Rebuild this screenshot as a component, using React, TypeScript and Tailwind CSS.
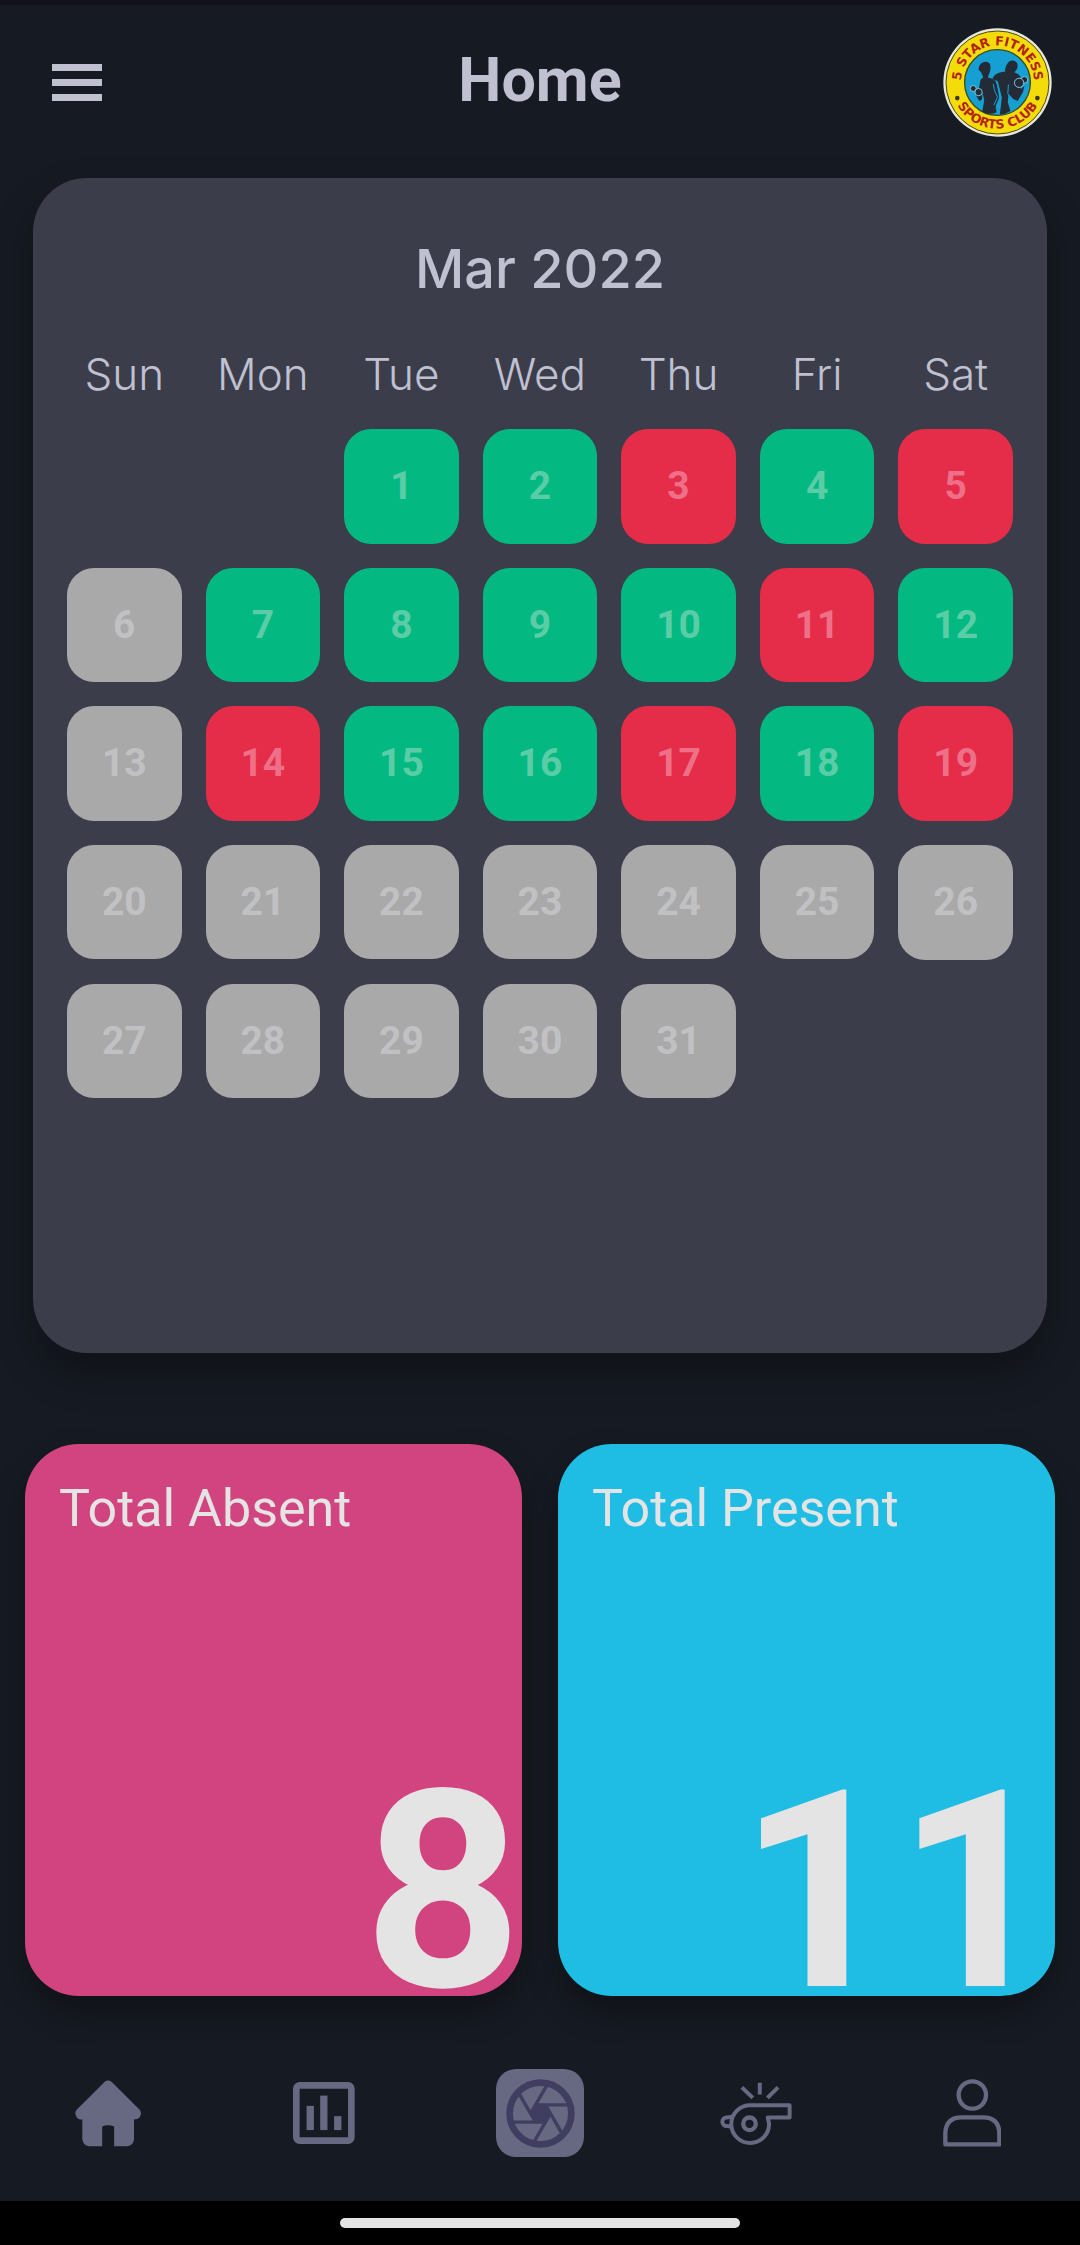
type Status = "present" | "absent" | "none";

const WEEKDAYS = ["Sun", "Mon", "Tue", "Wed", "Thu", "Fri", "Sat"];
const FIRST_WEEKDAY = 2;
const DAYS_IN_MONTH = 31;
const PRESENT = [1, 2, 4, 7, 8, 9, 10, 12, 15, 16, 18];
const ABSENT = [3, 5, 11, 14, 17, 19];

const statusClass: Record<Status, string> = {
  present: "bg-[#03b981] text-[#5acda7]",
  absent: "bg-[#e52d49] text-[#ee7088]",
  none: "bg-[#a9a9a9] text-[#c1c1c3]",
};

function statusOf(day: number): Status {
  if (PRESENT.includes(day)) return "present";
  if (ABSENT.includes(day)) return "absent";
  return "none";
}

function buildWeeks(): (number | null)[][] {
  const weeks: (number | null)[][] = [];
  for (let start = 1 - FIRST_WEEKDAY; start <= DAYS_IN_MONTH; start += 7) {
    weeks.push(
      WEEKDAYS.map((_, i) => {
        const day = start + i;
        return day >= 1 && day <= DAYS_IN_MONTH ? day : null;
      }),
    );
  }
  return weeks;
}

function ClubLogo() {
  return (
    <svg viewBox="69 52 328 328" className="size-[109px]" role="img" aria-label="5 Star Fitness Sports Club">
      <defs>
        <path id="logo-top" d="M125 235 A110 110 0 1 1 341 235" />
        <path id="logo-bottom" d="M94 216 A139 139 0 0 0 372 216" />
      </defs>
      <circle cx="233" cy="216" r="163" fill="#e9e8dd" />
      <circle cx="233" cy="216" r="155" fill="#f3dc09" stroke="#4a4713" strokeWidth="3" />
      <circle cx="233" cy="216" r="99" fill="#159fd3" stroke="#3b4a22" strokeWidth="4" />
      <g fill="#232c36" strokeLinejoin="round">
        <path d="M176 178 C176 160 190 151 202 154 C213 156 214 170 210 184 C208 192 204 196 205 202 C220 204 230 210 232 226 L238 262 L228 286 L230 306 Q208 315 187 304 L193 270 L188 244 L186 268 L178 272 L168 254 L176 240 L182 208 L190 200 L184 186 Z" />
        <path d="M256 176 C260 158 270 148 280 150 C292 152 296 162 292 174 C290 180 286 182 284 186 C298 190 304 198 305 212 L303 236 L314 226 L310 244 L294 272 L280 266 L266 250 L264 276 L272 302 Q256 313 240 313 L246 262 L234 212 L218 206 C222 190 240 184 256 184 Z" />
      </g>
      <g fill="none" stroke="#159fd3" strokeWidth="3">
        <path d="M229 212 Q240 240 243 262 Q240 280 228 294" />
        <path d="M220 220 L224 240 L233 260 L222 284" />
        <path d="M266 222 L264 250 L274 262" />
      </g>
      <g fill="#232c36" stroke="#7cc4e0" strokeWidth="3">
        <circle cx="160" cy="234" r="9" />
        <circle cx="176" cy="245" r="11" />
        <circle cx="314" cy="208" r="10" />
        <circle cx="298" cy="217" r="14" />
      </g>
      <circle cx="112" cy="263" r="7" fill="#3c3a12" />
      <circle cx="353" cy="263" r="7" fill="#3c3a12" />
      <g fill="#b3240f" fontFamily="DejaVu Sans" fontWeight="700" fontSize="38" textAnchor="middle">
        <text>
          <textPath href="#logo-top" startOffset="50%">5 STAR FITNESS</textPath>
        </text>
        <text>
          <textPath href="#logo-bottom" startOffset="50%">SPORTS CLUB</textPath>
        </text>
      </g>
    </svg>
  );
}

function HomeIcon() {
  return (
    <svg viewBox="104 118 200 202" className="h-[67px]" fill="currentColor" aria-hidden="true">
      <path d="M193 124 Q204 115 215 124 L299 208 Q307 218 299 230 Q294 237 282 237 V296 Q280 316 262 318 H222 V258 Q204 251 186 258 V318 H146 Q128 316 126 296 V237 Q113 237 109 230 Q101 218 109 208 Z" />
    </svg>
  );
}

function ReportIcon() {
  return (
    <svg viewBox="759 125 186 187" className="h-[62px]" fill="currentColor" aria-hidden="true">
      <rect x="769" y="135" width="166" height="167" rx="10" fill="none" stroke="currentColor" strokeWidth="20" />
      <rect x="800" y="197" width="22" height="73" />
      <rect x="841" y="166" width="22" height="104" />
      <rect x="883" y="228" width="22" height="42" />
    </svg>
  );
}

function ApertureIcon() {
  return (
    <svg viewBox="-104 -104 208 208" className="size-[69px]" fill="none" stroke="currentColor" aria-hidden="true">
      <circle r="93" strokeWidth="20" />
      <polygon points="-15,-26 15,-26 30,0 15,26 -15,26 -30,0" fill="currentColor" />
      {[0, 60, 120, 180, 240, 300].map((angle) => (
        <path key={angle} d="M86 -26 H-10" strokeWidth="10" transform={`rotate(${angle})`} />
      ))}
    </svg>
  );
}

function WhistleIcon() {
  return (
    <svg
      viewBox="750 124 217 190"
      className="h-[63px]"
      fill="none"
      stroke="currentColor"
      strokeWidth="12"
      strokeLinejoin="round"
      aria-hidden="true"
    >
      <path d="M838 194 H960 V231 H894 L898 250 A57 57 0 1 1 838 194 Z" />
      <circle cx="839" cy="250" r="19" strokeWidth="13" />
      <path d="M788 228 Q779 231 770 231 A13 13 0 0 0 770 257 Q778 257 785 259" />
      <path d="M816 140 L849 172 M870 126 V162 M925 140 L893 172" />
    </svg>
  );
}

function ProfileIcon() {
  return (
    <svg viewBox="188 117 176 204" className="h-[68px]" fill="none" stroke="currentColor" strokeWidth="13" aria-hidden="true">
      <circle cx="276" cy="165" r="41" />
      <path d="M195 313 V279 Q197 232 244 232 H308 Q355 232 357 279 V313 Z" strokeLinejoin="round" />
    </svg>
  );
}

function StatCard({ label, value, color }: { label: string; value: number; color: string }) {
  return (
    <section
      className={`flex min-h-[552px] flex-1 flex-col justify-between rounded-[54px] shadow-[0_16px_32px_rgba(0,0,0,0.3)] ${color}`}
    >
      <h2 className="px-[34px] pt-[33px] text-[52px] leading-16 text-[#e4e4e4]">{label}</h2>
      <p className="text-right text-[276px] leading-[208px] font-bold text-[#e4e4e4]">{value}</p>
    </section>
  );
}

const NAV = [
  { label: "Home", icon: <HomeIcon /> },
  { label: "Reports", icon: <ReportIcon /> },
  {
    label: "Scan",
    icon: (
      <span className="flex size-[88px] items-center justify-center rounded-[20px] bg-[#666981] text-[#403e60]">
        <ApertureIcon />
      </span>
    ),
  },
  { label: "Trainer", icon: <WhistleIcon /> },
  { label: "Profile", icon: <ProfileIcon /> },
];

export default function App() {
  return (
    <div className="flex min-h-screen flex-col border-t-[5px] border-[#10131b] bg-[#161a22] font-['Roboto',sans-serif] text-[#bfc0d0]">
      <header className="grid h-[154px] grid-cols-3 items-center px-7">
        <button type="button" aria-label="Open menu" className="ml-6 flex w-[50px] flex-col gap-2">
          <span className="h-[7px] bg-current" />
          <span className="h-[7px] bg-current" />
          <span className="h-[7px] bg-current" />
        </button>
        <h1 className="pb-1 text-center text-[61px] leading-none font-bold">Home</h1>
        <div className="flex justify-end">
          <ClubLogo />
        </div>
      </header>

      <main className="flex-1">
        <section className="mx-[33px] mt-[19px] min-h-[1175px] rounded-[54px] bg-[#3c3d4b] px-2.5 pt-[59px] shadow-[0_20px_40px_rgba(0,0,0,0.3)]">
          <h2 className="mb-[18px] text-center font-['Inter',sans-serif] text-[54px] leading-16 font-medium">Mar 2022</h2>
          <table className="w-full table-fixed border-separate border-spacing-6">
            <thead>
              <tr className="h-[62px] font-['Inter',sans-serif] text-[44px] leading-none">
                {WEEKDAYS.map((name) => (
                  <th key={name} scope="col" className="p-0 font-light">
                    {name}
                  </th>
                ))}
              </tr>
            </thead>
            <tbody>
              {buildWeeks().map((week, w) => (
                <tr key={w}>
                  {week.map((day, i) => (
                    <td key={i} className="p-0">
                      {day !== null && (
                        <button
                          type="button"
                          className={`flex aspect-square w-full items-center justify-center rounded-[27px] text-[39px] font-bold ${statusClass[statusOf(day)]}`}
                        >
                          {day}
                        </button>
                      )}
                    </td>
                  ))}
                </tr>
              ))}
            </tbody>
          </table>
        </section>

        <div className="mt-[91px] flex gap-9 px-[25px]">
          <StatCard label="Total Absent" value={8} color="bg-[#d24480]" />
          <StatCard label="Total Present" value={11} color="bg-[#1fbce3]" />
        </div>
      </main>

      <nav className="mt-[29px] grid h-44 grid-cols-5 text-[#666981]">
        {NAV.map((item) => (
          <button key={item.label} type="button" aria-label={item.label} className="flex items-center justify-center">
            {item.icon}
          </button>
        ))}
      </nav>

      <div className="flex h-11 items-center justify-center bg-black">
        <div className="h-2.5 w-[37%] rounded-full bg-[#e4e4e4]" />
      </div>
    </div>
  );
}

□ □ □

*Task to carry out*: Starting at the top of the listing above, please restate word for word each line up to and including the one that holds "const ABSENT = [3, 5, 11, 14, 17, 19];", omitting every image.

*Solution to the exercise*:
Rebuild this screenshot as a component, using React, TypeScript and Tailwind CSS.
type Status = "present" | "absent" | "none";

const WEEKDAYS = ["Sun", "Mon", "Tue", "Wed", "Thu", "Fri", "Sat"];
const FIRST_WEEKDAY = 2;
const DAYS_IN_MONTH = 31;
const PRESENT = [1, 2, 4, 7, 8, 9, 10, 12, 15, 16, 18];
const ABSENT = [3, 5, 11, 14, 17, 19];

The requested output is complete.